NBCU Inks Content Deals with MobiTV, VMIX.com
As if to answer the question, "What's the real value of the paid content deals YouTube is not making with content providers like Viacom?" today, two new deals with NBC Universal were announced: one with the burgeoning player in the IPTV space, MobiTV, and the other with an emerging YouTube competitor, VMIX.com.
The MobiTV deal will make primetime programming from NBC and several of its cable channels, including Bravo, Sci-Fi Channel, USA Network, and Telemundo, available following their initial airing, for a streaming fee of $1.99 per show. Each show would then be viewable and even repeatable for a 24-hour period, though the show isn't fully downloaded to the user's hard drive. Instead, the fee opens up a window for viewers to tune into shows they may have missed - or that they'd rather see online at their own convenience anyway.
It's that last bit of logic that is most intriguing to NBCU and its competitors in the first-run content space, and that may be most distressing to affiliates of NBC and other broadcast networks. These affiliates may be watching themselves become outmoded as their principal provider of content makes more serious investments in new outlets with more direct payoffs.
In a prepared statement this morning, MobiTV's vice president of content, Jeff Bartee, remarked, "This deal represents a significant milestone in the history of television and a key advancement in the mobile television category. NBC Universal has shown tremendous foresight in realizing this opportunity early, and demonstrated an ability to move aggressively in leveraging this new and rapidly growing distribution channel to better reach their loyal viewers."

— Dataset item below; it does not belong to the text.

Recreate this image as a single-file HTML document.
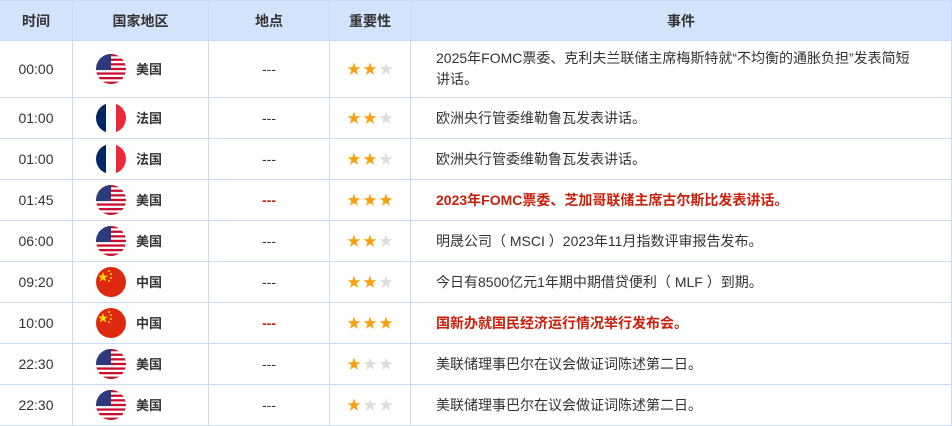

The VMIX.com deal will make selected NBC-branded content - though not repeats of first-run programming - available for free through what will be called the "NBC Custom Channel." There, viewers will be likely to find clips from NBC shows, though not entire shows as originally broadcast.
However, NBC may be providing VMIX with certain "mini-series" that are essentially derivatives of existing shows. For instance, the network plans to provide an online-only show called "Zeroes," which is being described as a somewhat comedic spin-off of its existing, semi-popular "Heroes" program.
What's most interesting about this deal is NBC's choice of provider. Though VMIX is a video sharing service like its larger rival, YouTube, it touts itself as being fairer to rights holders.
"Since its inception, VMIX.com has distinguished itself by employing human content screeners," reads the company's statement this morning, "to filter inappropriate content and to protect the intellectual property of content, both copyrighted and user-submitted."
NBC is the second broadcast network to join VMIX, with Fox as the first. Sony and Warner Bros. are two content producers that have already signed deals with VMIX, though NBCU's Universal unit has not yet officially enrolled itself on that list. VMIX's statement speaks precisely to the type of controls that content providers are looking for with respect to consumer-driven redistribution of their own copyrighted content; obviously, VMIX wants to be more provider-friendly.
By doing so, VMIX could conceivably vault itself to a more preferable position, at least in the mind-space of its content providers, even though it has nowhere near as many users as the market leader.